The Goldebriars were an American folk quartet in the early 1960s, most notable for including a young Curt Boettcher as a guitarist and vocalist. The group also included two sisters, Dotti and Sheri Holmberg, with Ron Neilson as lead guitarist and banjo player.

==Career==
They recorded two obscure albums for Epic Records in 1964 before adding drummer Ron Edgar to their lineup, who would later be a part of the groups The Music Machine and The Millennium. They recorded a third album in late 1964. A single from this proposed album, "June Bride Baby" b/w "I'm Gonna Marry You" was released in early 1965, but the group broke up afterwards and the album remains unreleased.

Boettcher would go on as a record producer, songwriter and musician, eventually putting together The Millennium. Dotti Holmberg, Sundazed Music released an album of demos that she recorded in the mid-1960s called Sometimes Happy Times, including one that had ended up on the Magic Time anthology, and the song ("I Sing My Song") that would later be included on the second Sagittarius album. She also maintains a website dedicated to the group, and has published an eBook about the group titled "Whatever Happened to Jezebel?". Ron Neilson went on to compose and publish two acclaimed albums under the New Harmony Records label through CD Baby, Two Guitars, One Heart with guitarist, John Bellar in 2007, and a solo album, New Day's Promise, in 2017. The first features Weissenborn & Resonator Acoustic Guitar Duets, wholly-unique combination of beautiful sounding lap-style acoustic guitars. John Bellar was America's National Resonator Guitar Champion in the Fall of 2005, where he and Ron Neilson met in the winner's circle. For nearly twenty years, Ron Neilson has played and composed exclusively for the Weissenborn-style, Hawaiian acoustic guitar. He has been a studio musician and stage performer. Two Guitars, One Heart, was recorded at Lava Tracks Studio in Wiamea, Hawaii. New Day's Promise features additional original, lyrical compositions performed by Ron Neilson on Weissenborn lap-style acoustic guitar.

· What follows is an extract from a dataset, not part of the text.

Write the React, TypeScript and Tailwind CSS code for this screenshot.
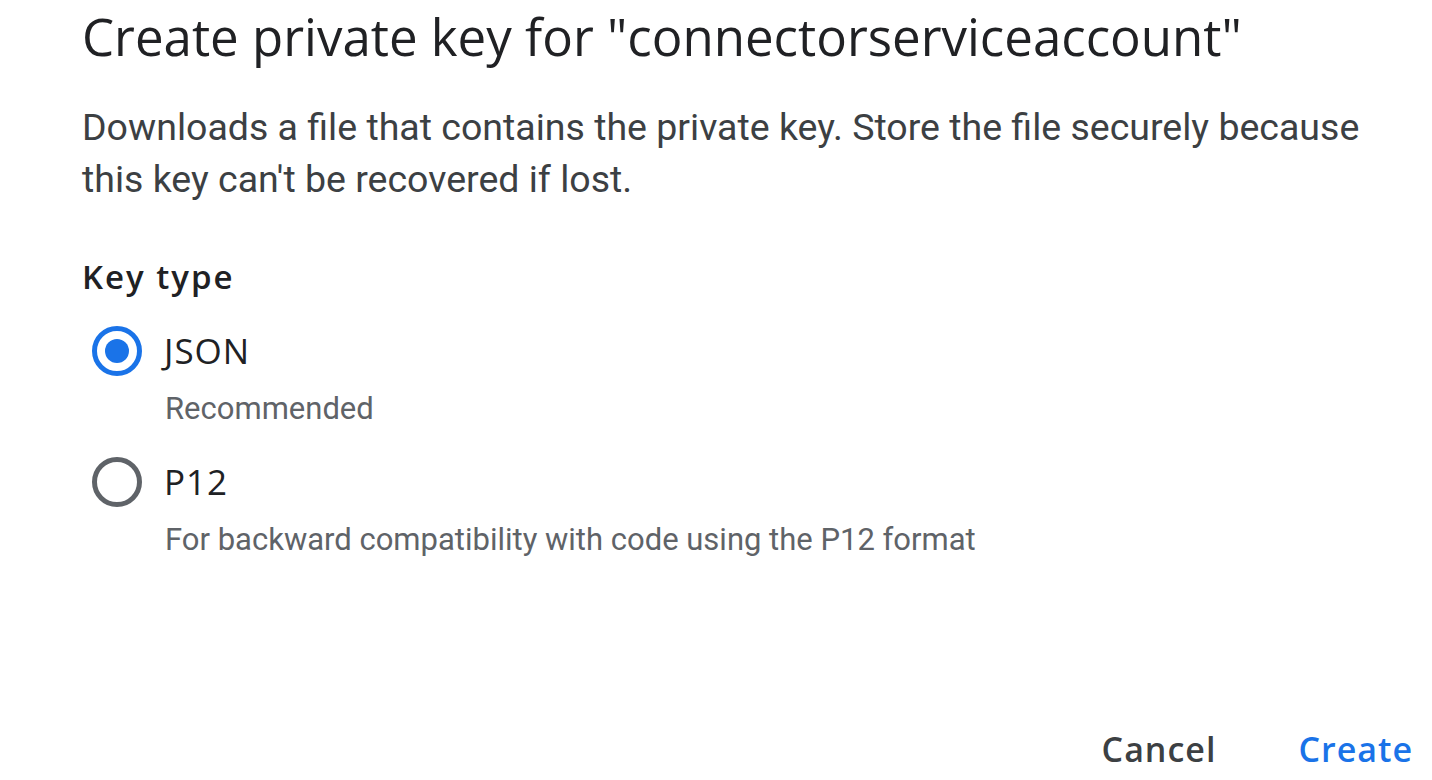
const titleFont = "font-['Open_Sans','Noto_Sans',sans-serif]"

function Radio({ checked }: { checked?: boolean }) {
  return (
    <span
      className={
        "flex h-[50px] w-[50px] shrink-0 items-center justify-center rounded-full border-[5px] " +
        (checked ? "border-[#1a73e8]" : "border-[#5f6368]")
      }
    >
      {checked && <span className="h-[24px] w-[24px] rounded-full bg-[#1a73e8]" />}
    </span>
  )
}

function Option({ label, hint, checked }: { label: string; hint: string; checked?: boolean }) {
  return (
    <div className="flex flex-col">
      <div className="flex h-[50px] items-center gap-[22px] pl-[10px]">
        <Radio checked={checked} />
        <span className={titleFont + " text-[35px] leading-[50px] tracking-[1px] text-[#202124]"}>{label}</span>
      </div>
      <div className="pl-[83px] pt-[15px] text-[31px] leading-[36px] text-[#5f6368]">{hint}</div>
    </div>
  )
}

export default function App() {
  return (
    <div className="flex h-[780px] w-[1432px] flex-col overflow-hidden bg-white pl-[82px] pr-[18px] font-['Roboto','Liberation_Sans',sans-serif]">
      <h1 className={titleFont + " pt-[4px] text-[51px] leading-[64px] font-normal text-[#202124]"}>
        Create private key for "connectorserviceaccount"
      </h1>
      <p className="mt-[33px] text-[37.5px] leading-[52px] text-[#3c4043]">
        Downloads a file that contains the private key. Store the file securely because this key can't be recovered if lost.
      </p>
      <div className={titleFont + " mt-[52px] text-[33px] leading-[40px] font-semibold tracking-[2px] text-[#202124]"}>
        Key type
      </div>
      <div className="mt-[29px] flex flex-col gap-[30px]">
        <Option label="JSON" hint="Recommended" checked />
        <Option label="P12" hint="For backward compatibility with code using the P12 format" />
      </div>
      <div className="mt-auto flex justify-end gap-[82px] pb-[11px] pr-[1px]">
        <button className={titleFont + " text-[34px] leading-[40px] font-semibold tracking-[1px] text-[#3c4043]"}>Cancel</button>
        <button className={titleFont + " text-[34px] leading-[40px] font-semibold tracking-[1px] text-[#1a73e8]"}>Create</button>
      </div>
    </div>
  )
}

A compilation CD of The Goldebriars' Epic material, with additional demos, was issued by Now Sounds in 2015. The 30-track collection was produced by Steve Stanley, with liner notes written by Curt Boettcher scholar Dawn Eden Goldstein.

==Discography==
- "Your Special Introduction to the Goldebriars" (7-inch EP)
- "Pretty Girls and Rolling Stones" (Boettcher/Neilson) b/w "Shenandoah" (trad. arr.) Epic 9673 (7-inch single)
- The Goldebriars (album, Epic LN 26087)
- Straight Ahead! (album, Epic BN 26114 (stereo), LN 26114 (mono))
- "Castle on the Corner" (Goldsteinn) b/w "I've Got to Love Somebody" (trad. arr.) (Epic 9719 (single))
- "June Bride Baby" (Goldsteinn/Ross) b/w "I'm Gonna Marry You" (Goldsteinn) (Epic 9806 (single))
- Climbing Stars (CD album of unreleased material released September 20, 2006, Sony Music Direct, Japan)

Sony Music Direct in Japan released CDs of the first two Goldebriars' original albums on March 24, 2006.